"""
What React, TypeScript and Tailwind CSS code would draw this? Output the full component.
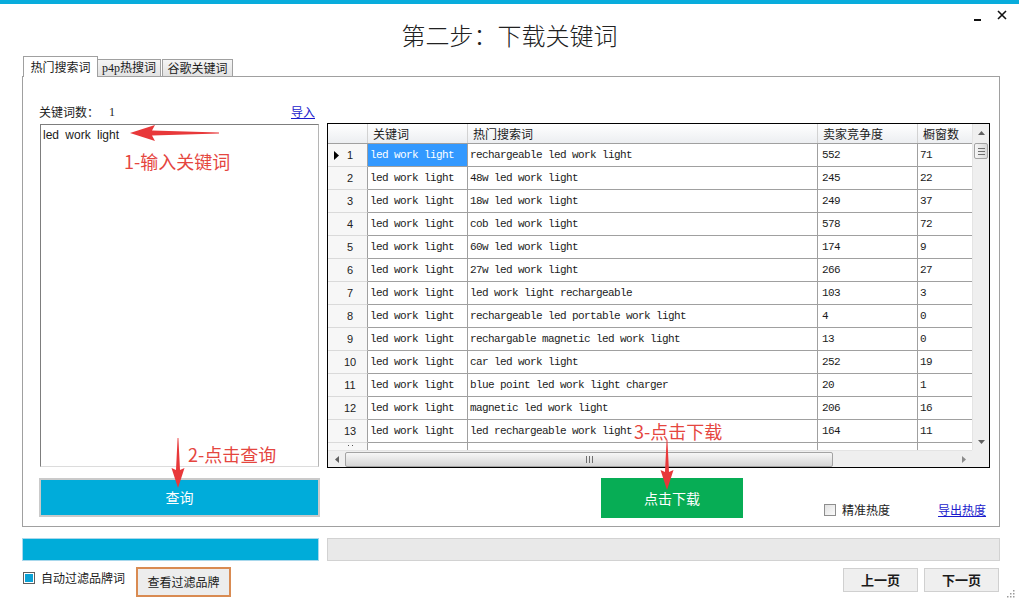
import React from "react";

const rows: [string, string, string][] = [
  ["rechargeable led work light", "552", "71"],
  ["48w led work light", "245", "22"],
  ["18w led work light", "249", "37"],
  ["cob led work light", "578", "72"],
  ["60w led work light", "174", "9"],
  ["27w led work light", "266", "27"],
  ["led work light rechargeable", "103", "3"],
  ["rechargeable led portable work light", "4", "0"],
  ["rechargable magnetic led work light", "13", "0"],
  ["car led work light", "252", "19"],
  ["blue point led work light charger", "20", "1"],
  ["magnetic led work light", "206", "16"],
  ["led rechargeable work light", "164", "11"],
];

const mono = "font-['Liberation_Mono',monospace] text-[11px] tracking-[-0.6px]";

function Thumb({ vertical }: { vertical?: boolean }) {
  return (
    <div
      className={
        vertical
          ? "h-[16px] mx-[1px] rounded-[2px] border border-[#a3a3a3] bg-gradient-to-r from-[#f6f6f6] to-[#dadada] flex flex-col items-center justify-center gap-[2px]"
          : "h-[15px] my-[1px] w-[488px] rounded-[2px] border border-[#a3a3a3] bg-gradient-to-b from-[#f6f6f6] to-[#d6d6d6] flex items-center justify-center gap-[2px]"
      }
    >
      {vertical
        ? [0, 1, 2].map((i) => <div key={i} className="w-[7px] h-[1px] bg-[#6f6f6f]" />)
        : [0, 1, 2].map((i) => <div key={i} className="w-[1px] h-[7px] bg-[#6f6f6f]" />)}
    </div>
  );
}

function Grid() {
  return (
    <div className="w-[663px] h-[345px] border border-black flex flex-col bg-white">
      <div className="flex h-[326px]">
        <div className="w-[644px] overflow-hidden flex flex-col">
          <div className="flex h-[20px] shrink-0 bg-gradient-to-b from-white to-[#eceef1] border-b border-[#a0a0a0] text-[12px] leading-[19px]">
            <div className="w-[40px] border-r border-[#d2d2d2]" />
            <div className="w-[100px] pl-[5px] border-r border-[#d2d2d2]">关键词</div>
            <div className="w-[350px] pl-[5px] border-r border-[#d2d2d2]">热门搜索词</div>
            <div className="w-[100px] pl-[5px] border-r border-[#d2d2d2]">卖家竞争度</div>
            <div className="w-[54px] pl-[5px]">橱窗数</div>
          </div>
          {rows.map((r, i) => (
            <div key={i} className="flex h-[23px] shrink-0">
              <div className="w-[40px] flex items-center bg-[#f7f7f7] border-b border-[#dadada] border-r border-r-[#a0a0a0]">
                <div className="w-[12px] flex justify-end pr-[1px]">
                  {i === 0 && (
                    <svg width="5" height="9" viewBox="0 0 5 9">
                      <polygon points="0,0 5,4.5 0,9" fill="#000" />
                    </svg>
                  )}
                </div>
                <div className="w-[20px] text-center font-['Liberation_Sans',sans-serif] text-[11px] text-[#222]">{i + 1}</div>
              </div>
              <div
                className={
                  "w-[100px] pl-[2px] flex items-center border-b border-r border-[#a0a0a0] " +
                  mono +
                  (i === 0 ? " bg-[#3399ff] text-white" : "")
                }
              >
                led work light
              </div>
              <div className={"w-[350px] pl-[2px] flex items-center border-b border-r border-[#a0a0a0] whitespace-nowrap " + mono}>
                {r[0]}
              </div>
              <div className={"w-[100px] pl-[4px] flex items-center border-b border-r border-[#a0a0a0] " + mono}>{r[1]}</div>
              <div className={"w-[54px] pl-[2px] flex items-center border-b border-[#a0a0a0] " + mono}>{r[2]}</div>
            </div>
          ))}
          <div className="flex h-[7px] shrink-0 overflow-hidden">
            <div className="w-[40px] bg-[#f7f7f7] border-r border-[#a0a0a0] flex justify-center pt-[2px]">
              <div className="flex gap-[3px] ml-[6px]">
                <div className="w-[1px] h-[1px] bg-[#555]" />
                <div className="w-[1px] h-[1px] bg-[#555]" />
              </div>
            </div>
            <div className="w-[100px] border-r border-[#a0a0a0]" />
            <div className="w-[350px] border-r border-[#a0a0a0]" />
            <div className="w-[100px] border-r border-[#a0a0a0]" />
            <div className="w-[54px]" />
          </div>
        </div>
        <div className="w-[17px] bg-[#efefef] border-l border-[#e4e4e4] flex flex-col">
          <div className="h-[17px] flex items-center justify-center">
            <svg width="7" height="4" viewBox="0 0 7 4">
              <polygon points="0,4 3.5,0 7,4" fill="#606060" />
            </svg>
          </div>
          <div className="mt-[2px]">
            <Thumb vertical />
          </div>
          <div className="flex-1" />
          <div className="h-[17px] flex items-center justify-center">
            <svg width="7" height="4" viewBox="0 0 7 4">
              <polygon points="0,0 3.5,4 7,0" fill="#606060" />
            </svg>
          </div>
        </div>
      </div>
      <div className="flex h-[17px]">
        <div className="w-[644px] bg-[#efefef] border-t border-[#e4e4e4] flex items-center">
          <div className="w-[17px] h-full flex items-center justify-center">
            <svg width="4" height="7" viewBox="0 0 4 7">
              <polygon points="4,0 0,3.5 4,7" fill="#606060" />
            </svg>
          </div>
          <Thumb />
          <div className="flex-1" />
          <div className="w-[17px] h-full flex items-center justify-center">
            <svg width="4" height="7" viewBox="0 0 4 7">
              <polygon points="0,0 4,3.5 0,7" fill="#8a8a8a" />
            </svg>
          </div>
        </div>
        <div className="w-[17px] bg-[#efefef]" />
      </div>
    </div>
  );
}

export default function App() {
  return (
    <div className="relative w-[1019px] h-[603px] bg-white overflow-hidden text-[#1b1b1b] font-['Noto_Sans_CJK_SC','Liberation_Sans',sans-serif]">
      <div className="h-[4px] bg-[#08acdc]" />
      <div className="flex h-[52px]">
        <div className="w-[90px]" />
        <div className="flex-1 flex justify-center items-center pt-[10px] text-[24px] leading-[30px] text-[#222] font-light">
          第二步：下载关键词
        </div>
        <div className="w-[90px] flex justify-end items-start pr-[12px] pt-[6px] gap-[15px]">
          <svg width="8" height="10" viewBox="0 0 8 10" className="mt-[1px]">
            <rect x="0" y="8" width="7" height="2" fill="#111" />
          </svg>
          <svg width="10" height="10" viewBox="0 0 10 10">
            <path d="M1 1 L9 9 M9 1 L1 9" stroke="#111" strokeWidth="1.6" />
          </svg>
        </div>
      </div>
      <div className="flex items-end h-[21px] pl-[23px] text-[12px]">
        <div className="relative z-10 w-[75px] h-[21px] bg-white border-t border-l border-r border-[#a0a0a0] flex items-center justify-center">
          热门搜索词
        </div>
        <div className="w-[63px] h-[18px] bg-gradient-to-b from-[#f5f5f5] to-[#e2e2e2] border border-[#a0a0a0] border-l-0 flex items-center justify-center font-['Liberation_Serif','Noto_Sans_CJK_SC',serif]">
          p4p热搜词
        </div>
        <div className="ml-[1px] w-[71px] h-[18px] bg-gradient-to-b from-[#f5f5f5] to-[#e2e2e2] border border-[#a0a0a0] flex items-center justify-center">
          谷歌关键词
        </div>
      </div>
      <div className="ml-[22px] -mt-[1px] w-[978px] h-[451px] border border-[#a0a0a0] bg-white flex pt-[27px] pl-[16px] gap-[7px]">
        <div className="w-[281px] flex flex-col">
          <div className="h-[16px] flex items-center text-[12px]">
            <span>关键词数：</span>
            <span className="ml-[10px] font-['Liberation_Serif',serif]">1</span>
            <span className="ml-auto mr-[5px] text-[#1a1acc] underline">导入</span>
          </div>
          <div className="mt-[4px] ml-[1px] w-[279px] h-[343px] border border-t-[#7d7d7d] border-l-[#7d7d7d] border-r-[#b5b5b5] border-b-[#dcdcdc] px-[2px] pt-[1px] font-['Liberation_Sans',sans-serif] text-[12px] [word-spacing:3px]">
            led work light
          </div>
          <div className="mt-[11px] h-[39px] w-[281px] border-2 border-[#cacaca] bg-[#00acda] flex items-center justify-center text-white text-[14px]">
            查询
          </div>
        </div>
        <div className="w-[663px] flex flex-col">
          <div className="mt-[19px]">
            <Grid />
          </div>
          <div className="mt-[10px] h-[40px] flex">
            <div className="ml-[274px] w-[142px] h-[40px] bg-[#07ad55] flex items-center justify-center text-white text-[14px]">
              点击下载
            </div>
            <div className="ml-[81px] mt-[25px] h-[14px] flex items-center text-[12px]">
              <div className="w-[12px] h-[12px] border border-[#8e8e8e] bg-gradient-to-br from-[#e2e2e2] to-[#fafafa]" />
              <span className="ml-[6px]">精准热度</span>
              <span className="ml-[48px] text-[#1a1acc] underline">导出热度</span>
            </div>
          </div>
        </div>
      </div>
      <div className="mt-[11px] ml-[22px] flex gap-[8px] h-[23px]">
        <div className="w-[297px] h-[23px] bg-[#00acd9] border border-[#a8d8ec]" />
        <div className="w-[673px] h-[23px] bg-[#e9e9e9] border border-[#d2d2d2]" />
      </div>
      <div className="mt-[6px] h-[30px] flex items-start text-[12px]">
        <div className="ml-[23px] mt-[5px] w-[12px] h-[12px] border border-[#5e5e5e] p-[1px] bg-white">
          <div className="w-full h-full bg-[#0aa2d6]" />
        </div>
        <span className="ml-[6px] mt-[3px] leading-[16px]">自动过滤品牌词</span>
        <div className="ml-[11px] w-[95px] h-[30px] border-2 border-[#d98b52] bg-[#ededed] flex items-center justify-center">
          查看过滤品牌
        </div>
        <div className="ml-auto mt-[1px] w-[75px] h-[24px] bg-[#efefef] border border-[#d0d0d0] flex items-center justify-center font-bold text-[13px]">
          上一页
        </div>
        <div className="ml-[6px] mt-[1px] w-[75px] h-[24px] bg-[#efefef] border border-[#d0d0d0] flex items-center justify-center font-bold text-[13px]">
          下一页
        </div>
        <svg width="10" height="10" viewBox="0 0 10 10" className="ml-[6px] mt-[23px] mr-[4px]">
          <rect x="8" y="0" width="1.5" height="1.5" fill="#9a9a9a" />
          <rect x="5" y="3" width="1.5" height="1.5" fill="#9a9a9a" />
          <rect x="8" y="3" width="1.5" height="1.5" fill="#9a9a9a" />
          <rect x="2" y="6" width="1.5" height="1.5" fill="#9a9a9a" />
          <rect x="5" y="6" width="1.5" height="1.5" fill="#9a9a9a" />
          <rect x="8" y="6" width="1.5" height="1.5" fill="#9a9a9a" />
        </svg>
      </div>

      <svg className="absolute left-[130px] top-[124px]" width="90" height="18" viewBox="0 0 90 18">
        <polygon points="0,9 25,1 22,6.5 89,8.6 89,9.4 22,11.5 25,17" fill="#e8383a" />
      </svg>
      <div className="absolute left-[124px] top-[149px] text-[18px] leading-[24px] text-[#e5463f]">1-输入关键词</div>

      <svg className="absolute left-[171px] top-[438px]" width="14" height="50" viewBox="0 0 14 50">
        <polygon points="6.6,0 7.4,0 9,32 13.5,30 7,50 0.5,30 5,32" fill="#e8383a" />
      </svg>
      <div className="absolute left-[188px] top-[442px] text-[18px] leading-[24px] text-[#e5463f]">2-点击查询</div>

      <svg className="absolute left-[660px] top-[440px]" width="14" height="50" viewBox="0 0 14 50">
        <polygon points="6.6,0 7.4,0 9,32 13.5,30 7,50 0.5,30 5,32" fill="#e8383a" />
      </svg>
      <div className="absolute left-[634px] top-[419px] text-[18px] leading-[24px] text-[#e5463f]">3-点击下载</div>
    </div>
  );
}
"""
## REQUIRED TASK
Which lines above hold the word "React"? Copy each of them.

## OUTPUT BELOW
What React, TypeScript and Tailwind CSS code would draw this? Output the full component.
import React from "react";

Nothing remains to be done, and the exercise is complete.